At first, this shift may feel uncomfortable. It can bring up emotions or experiences you've been avoiding. But with awareness comes the power to process, release and heal. As you begin to feel safe in your own body again you re-establish the mind-body connection. This balance supports the integration of both the logical (left-brain) and intuitive (right-brain) aspects of your being allowing stuck emotions to be released and long-lost inner resources to return.
With time, your current self, the one who’s healing, becomes strong enough to hold and support the part of you that has been hurting the most. This is where inner child work becomes deeply important: offering compassion, care, and safety to the younger, wounded version of you.
Healing doesn’t have to happen alone. Reach out to a therapist, counselor, or doctor who truly understands trauma-informed care. Build a support system of friends, groups, or communities, who are walking similar paths.
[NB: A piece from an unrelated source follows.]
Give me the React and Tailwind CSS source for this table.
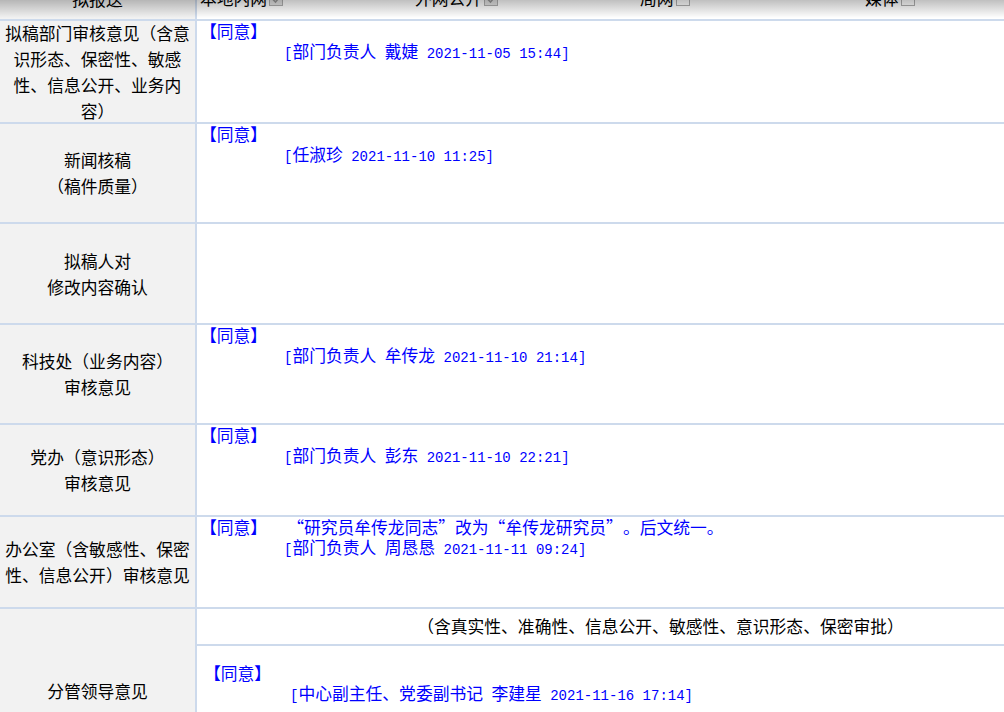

Simply knowing that you are not alone can bring immense relief. It opens you up to giving and receiving support, which is central to human healing.
As social beings, we learn, grow, and transform through connection. Healing happens in relationships with ourselves and others. So if you're reading this, know that you are not alone. Speak to someone who sees you. And if others around you cannot meet you where you are, understand they may not have the awareness yet to do so and that’s not your burden to carry.
Abundance, healing, and light are available to everyone, including you. Ask for it. Allow it in. Soak in it . And once you do so, you become part of the force that spreads healing, simply by being your whole, healed self. I am a part of that force and you can be too.